I usually write my column on a single topic. But several things occurred recently that I believe are worthy of comment.
One is that the nation was shocked when two mass shootings occurred less than 24 hours apart; one in El Paso, Texas, and the other in Dayton, Ohio. Liberal Democrats were quick to blame President Trump’s inflammatory rhetoric and call for stricter gun laws, while conservative pundits blamed video games, a lack of religion in our lives and mental health issues. Gun violence is certain to be a prime issue in many election campaigns next year. But what do we really know about mass shootings and the people who commit them?
For starters, data indicate that mass public shootings are not occurring more frequently than in the past; it just seems like they are because when they do occur they are more deadly — 12 of the 25 deadliest mass shooting in U.S. history occurred in the past four years — and they garner sensational headlines.

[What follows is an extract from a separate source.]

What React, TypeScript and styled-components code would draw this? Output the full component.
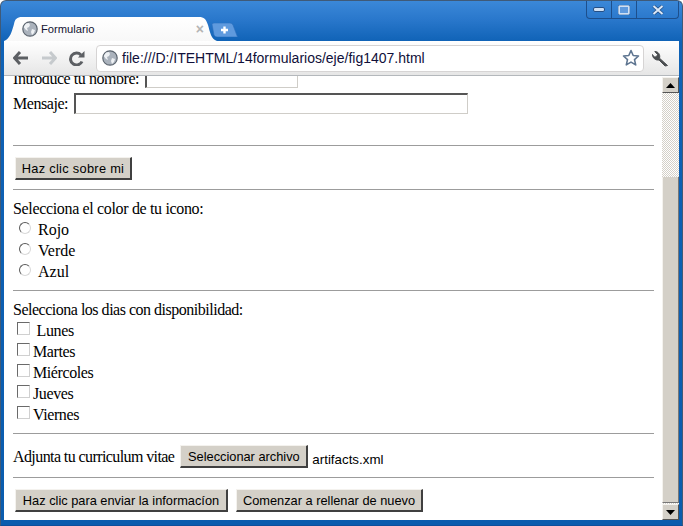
import React from 'react';
import styled, { createGlobalStyle } from 'styled-components';

const GlobalStyle = createGlobalStyle`
  html, body {
    margin: 0;
    padding: 0;
    background: #fff;
  }
`;

const Window = styled.div`
  width: 683px;
  height: 526px;
  box-sizing: border-box;
  display: flex;
  flex-direction: column;
  overflow: hidden;
  border-radius: 6px 6px 0 0;
  border: 1px solid #3f5a78;
  border-bottom-color: #0d4f9c;
  background: linear-gradient(#3b88d8 0, #2a78cc 18px, #0f62b6 41px, #0a5cae 100%);
`;

const TitleBar = styled.div`
  height: 40px;
  flex: none;
  display: flex;
  align-items: flex-end;
`;

const Tab = styled.div`
  position: relative;
  width: 213px;
  height: 24px;
  margin-left: 3px;
  flex: none;
  display: flex;
  align-items: center;
  padding: 0 13px 0 18px;
  box-sizing: border-box;
  font: 11.2px "Liberation Sans", Arial, sans-serif;
  color: #141432;

  > * {
    position: relative;
  }
`;

const TabShape = styled.svg`
  position: absolute !important;
  left: 0;
  top: 0;
`;

const TabTitle = styled.span`
  margin-left: 3px;
  flex: 1;
`;

const TabClose = styled.span`
  color: #b4b4b4;
  font-size: 14px;
  font-weight: bold;
`;

const NewTab = styled.svg`
  margin: 0 0 4px -5px;
  flex: none;
`;

const Caption = styled.div`
  margin: 0 3px auto auto;
  display: flex;
  height: 17px;
  border: 1px solid #1d4f8c;
  border-top: none;
  border-radius: 0 0 4px 4px;
`;

const CaptionButton = styled.div<{ $w: number }>`
  width: ${(p) => p.$w}px;
  display: flex;
  align-items: center;
  justify-content: center;
  & + & {
    border-left: 1px solid #1d4f8c;
  }
`;

const Toolbar = styled.div`
  height: 35px;
  flex: none;
  margin: 0 3px;
  display: flex;
  align-items: center;
  background: linear-gradient(#fff, #e6e6e6);
  border-bottom: 1px solid #b4b8bc;
  box-sizing: border-box;
`;

const NavButton = styled.div<{ $w: number }>`
  width: ${(p) => p.$w}px;
  flex: none;
  display: flex;
  justify-content: center;
`;

const Omnibox = styled.div`
  width: 548px;
  height: 27px;
  margin-left: 2px;
  flex: none;
  box-sizing: border-box;
  display: flex;
  align-items: center;
  gap: 4px;
  padding: 0 3px 0 5px;
  background: #fff;
  border: 1px solid #d6d4d4;
  border-radius: 4px;
  font: 14px "Liberation Sans", Arial, sans-serif;
  color: #10103a;
`;

const Url = styled.span`
  flex: 1;
`;

const Viewport = styled.div`
  flex: 1;
  min-height: 0;
  margin: 0 3px 5px;
  display: flex;
  background: #fff;
`;

const Page = styled.div`
  flex: 1;
  min-width: 0;
  overflow: hidden;
  padding: 0 8px 0 9px;
  font: 16px "Liberation Serif", "Times New Roman", serif;
  color: #000;
`;

const Form = styled.form`
  margin-top: -8px;
  display: flex;
  flex-direction: column;
`;

const Row = styled.div<{ $h?: number; $track?: number }>`
  height: ${(p) => p.$h ?? 21}px;
  display: flex;
  align-items: center;
  white-space: nowrap;
  letter-spacing: ${(p) => p.$track ?? -0.45}px;
`;

const TextField = styled.input<{ $w: number; $first?: boolean }>`
  width: ${(p) => p.$w}px;
  height: ${(p) => (p.$first ? 19 : 21)}px;
  margin-left: 6px;
  box-sizing: border-box;
  padding: 0 2px;
  background: #fff;
  border: 1px solid #cfcdc8;
  border-top: 2px solid #555;
  border-left: 2px solid #555;
  outline: none;
`;

const Rule = styled.hr<{ $top: number; $bottom: number }>`
  width: 100%;
  height: 1px;
  flex: none;
  margin: ${(p) => p.$top}px 0 ${(p) => p.$bottom}px;
  border: none;
  background: #9c9c9c;
`;

const Btn = styled.button<{ $w: number; $gap?: number; $track?: number }>`
  width: ${(p) => p.$w}px;
  height: 23px;
  margin-left: ${(p) => p.$gap ?? 2}px;
  padding: 0;
  box-sizing: border-box;
  background: #d4d0c8;
  border: none;
  border-top: 1px solid #f4f2ee;
  border-left: 1px solid #f4f2ee;
  border-right: 2px solid #404040;
  border-bottom: 2px solid #404040;
  border-radius: 0;
  font: 12.8px "Liberation Sans", Arial, sans-serif;
  letter-spacing: ${(p) => p.$track ?? 0}px;
  color: #000;
  white-space: nowrap;
`;

const ChoiceLabel = styled.label<{ $gap: number }>`
  display: flex;
  align-items: center;
  gap: ${(p) => p.$gap}px;
`;

const Radio = styled.input`
  appearance: none;
  width: 12px;
  height: 12px;
  margin: -4px 0 0 6px;
  border-radius: 50%;
  border: 1px solid;
  border-color: #5a5a5a #d8d8d8 #d8d8d8 #5a5a5a;
  background: #fff;
  flex: none;
`;

const Checkbox = styled.input`
  appearance: none;
  width: 13px;
  height: 13px;
  box-sizing: border-box;
  margin: -4px 0 0 4px;
  border: 1px solid;
  border-color: #6a6a6a #d0d0d0 #d0d0d0 #6a6a6a;
  background: #fff;
  flex: none;
`;

const FileName = styled.span`
  margin: 5px 0 0 4px;
  font: 13.33px "Liberation Sans", Arial, sans-serif;
  letter-spacing: 0;
`;

const Scrollbar = styled.div`
  width: 17px;
  flex: none;
  display: flex;
  flex-direction: column;
  margin-top: 1px;
  background: repeating-conic-gradient(#d4d0c8 0 25%, #fff 0 50%) 0 0 / 2px 2px;
`;

const ScrollButton = styled.div`
  height: 16px;
  flex: none;
  display: flex;
  align-items: center;
  justify-content: center;
  background: #d4d0c8;
  border: 1px solid;
  border-color: #f4f2ee #555 #555 #f4f2ee;
  box-sizing: border-box;
`;

const ScrollThumb = styled.div`
  height: 326px;
  margin-top: 84px;
  flex: none;
  background: #d4d0c8;
  border-left: 1px solid #f4f2ee;
  border-right: 1px solid #777;
  border-bottom: 1px solid #777;
  box-sizing: border-box;
`;

const Spacer = styled.div`
  flex: 1;
`;

const Globe: React.FC = () => (
  <svg width="16" height="16" viewBox="0 0 16 16">
    <circle cx="8" cy="8" r="7.2" fill="#aab2bc" stroke="#5d6670" strokeWidth="1.2" />
    <path d="M4 2.6l3-.6 1 2-1 2-2 1 1 3-2-1-2.4-3zM10 8l3 1-1 3-2 2-1-3z" fill="#eef1f4" />
  </svg>
);

const days = ['\u00A0Lunes', 'Martes', 'Miércoles', 'Jueves', 'Viernes'];

const App: React.FC = () => {
  return (
    <>
      <GlobalStyle />
      <Window>
        <TitleBar>
          <Tab>
            <TabShape width="213" height="24" viewBox="0 0 213 24">
              <defs>
                <linearGradient id="tabFill" x1="0" y1="0" x2="0" y2="1">
                  <stop offset="0" stopColor="#ffffff" />
                  <stop offset="1" stopColor="#f8f8f8" />
                </linearGradient>
              </defs>
              <path
                d="M0 24C6 22 8 14 10 7C11 2 13 0 18 0H195C200 0 202 2 204 8C206 15 207 22 213 24Z"
                fill="url(#tabFill)"
              />
            </TabShape>
            <Globe />
            <TabTitle>Formulario</TabTitle>
            <TabClose>×</TabClose>
          </Tab>
          <NewTab width="26" height="14" viewBox="0 0 26 14">
            <path d="M0 1.5Q0 0 2 0H18Q20 0 21 2L25.5 14H5Q3 14 2 12Z" fill="#5f9ade" stroke="#2b6fbd" strokeWidth="0.6" />
            <path d="M12.5 3.5v7M9 7h7" stroke="#fff" strokeWidth="2.4" />
          </NewTab>
          <Caption>
            <CaptionButton $w={24}>
              <svg width="12" height="5" viewBox="0 0 12 5">
                <rect x="0.5" y="0.5" width="11" height="4" rx="1.5" fill="#cfe0f4" stroke="#244f86" />
              </svg>
            </CaptionButton>
            <CaptionButton $w={24}>
              <svg width="12" height="10" viewBox="0 0 12 10">
                <rect x="1" y="1" width="10" height="8" rx="1" fill="#5f9ade" stroke="#cfe0f4" strokeWidth="2" />
                <rect x="0" y="0" width="12" height="10" rx="1.5" fill="none" stroke="#244f86" strokeWidth="0.6" />
              </svg>
            </CaptionButton>
            <CaptionButton $w={41}>
              <svg width="12" height="10" viewBox="0 0 12 10">
                <path d="M1.5 1l9 8M10.5 1l-9 8" stroke="#244f86" strokeWidth="3.4" />
                <path d="M1.5 1l9 8M10.5 1l-9 8" stroke="#dbe8f7" strokeWidth="2" />
              </svg>
            </CaptionButton>
          </Caption>
        </TitleBar>
        <Toolbar>
          <NavButton $w={34}>
            <svg width="16" height="14" viewBox="0 0 16 14">
              <path d="M7 1L1.5 7 7 13M2 7h13" fill="none" stroke="#5c5f63" strokeWidth="3" />
            </svg>
          </NavButton>
          <NavButton $w={22}>
            <svg width="16" height="14" viewBox="0 0 16 14">
              <path d="M9 1l5.5 6L9 13M14 7H1" fill="none" stroke="#c6cacd" strokeWidth="3" />
            </svg>
          </NavButton>
          <NavButton $w={34}>
            <svg width="16" height="15" viewBox="0 0 16 15">
              <path d="M13 10.5A6 6 0 1 1 12 4" fill="none" stroke="#5c5f63" strokeWidth="3" />
              <path d="M9 6.5h6.5V0z" fill="#5c5f63" />
            </svg>
          </NavButton>
          <Omnibox>
            <Globe />
            <Url>file:///D:/ITEHTML/14formularios/eje/fig1407.html</Url>
            <svg width="18" height="18" viewBox="0 0 18 18">
              <path
                d="M9 1.5l2.2 5 5.3.5-4 3.6 1.2 5.3L9 13.1l-4.7 2.8 1.2-5.3-4-3.6 5.3-.5z"
                fill="#fff"
                stroke="#5f7691"
                strokeWidth="1.6"
                strokeLinejoin="round"
              />
            </svg>
          </Omnibox>
          <NavButton $w={32}>
            <svg width="17" height="17" viewBox="0 0 17 17">
              <path
                d="M15.5 15.5L7.5 8.2C8.5 5 6.5 1.5 2.8 1.5L5.5 4.5 4.5 6.8 2 7 0.5 4.5C0.5 8 3.5 10.5 7 10l6 6z"
                fill="#4a4d50"
                stroke="#4a4d50"
              />
            </svg>
          </NavButton>
        </Toolbar>
        <Viewport>
          <Page>
            <Form onSubmit={(e) => e.preventDefault()}>
              <Row $h={21}>
                Introduce tu nombre:
                <TextField $w={153} $first />
              </Row>
              <Row $h={29}>
                Mensaje:
                <TextField $w={394} />
              </Row>
              <Rule $top={27} $bottom={11} />
              <Row $h={23}>
                <Btn type="button" $w={117} $track={0.3}>Haz clic sobre mi</Btn>
              </Row>
              <Rule $top={9} $bottom={9} />
              <Row $h={20} $track={-0.34}>Selecciona el color de tu icono:</Row>
              {['Rojo', 'Verde', 'Azul'].map((color) => (
                <Row key={color} $track={0}>
                  <ChoiceLabel $gap={7}>
                    <Radio type="radio" name="color" />
                    {color}
                  </ChoiceLabel>
                </Row>
              ))}
              <Rule $top={8} $bottom={9} />
              <Row $h={20} $track={-0.49}>Selecciona los dias con disponibilidad:</Row>
              {days.map((day) => (
                <Row key={day} $track={-0.4}>
                  <ChoiceLabel $gap={3}>
                    <Checkbox type="checkbox" />
                    {day}
                  </ChoiceLabel>
                </Row>
              ))}
              <Rule $top={8} $bottom={11} />
              <Row $h={23} $track={-0.59}>
                Adjunta tu curriculum vitae
                <Btn type="button" $w={128} $gap={6}>
                  Seleccionar archivo
                </Btn>
                <FileName>artifacts.xml</FileName>
              </Row>
              <Rule $top={9} $bottom={11} />
              <Row $h={23}>
                <Btn type="submit" $w={213}>Haz clic para enviar la informacíon</Btn>
                <Btn type="reset" $w={187} $gap={8}>
                  Comenzar a rellenar de nuevo
                </Btn>
              </Row>
            </Form>
          </Page>
          <Scrollbar>
            <ScrollButton>
              <svg width="9" height="5" viewBox="0 0 9 5">
                <path d="M4.5 0L9 5H0z" fill="#000" />
              </svg>
            </ScrollButton>
            <ScrollThumb />
            <Spacer />
            <ScrollButton>
              <svg width="9" height="5" viewBox="0 0 9 5">
                <path d="M0 0h9L4.5 5z" fill="#000" />
              </svg>
            </ScrollButton>
          </Scrollbar>
        </Viewport>
      </Window>
    </>
  );
};

export default App;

The reason these attacks are more deadly is that the shooters are using more sophisticated and deadly weaponry. Would tougher guns laws help? Perhaps, but mass shootings are seldom spontaneous acts. The vast majority are planned for weeks, months or even years before the shooter finally strikes. In 40 percent of the attacks, the shooter obtained his weapons legally; however, it is not clear whether those shooters who could not obtain their weapons legally would have abandoned their plans for carnage and infamy.
We also know that mass shooters are almost exclusively carried out by a male, though not one disproportionately from any particular race or ethnic group. In many cases, aggressive behavior by the shooter was observed and reported by others prior to the mass shooting. But the targets of this aggression vary: immigrants, African-Americans, homosexuals, the police, Muslims, Christians, Jews, co-workers, classmates. The lack of a consistent profile other than “angry male” makes intervention prior to a mass shooting very difficult.
The second event that caught my attention occurred when U.S. Immigration and Customs Enforcement (ICE) agents raided seven food processing plants in Mississippi and detained 680 “removable aliens.” According to a federal prosecutor it was the largest single-state immigration enforcement operation in our nation’s history.
Reaction to the raid was mixed: Trump administration officials hailed it as a return of the rule of law in our country, while many liberals were dismayed over that fact that it occurred on the first day of school and hundreds of school children returned home to find their parents were not there.
My initial thought was “what led ICE to raid these poultry packing plants?” Clearly the decision was intended to make headlines and show that the Trump administration is taking action to enforce our immigration laws. But they weren’t rounding up members of gangs like MS-13, drug dealers or human traffickers. They were rounding up poultry packers: those who do a tough, low-paying job that few U.S. citizens are willing to do.
This was a large, costly operation (and from what I’ve read, it was done very professionally). But is this really a top priority for immigration enforcement?
My second thought was “what are they going to do to the employers?” Most of the plants raided by ICE were operated by large corporations with a long and well-known history of employing undocumented workers. While many of the workers now face deportation and their families being broken apart, the consequences to the employers are usually very minimal.
If the Trump administration really wants to crack down on undocumented workers, they should start at the top by going after those who profit from employing undocumented workers. Otherwise, it’s like cracking down on prostitution by arresting the women (arguably the victims) and letting the pimps go.
My third thought was that neither political party wants to solve our immigration problems because they both believe they are benefitting from them. And my final thought was that the price of chicken will be going up in the near future.
The third recent event was that the stock market appears to be tanking over fears of a global recession. Investors around the world are putting their money in “safe havens” like gold, U.S. dollars, U.S. treasury bonds and bitcoins. Over the last year, gold has gone from $1,280 an ounce to $1,496 (up 17 percent); the value of dollars in foreign exchange has gone from 115 to 130 (up 13 percent), the value of a bitcoin has gone from $3,756 to $11,413 (up 300 percent) and U.S. bond yields are now at an all-time low. Meanwhile, Congress just raised the federal government’s debt ceiling (again), and the budget deficit is now 27 percent higher than last year’s deficit.
When the value of the dollar increases, it is good news for those who are planning a trip to Europe this fall because everything over there will cost less. On the other hand, if you are a farmer or manufacturer who exports goods, the increase means your products are going to cost more in foreign markets.
This situation is confounded by our need to borrow increasing amounts of money from foreign sources to keep our federal government afloat. This borrowing competes for the same dollars as our exports; thus, we can anticipate a growing trade deficit similar to the one that arose during the global recession in 2008. This could be bad news for Lake Charles, which has one of the most export-intensive economies in the nation.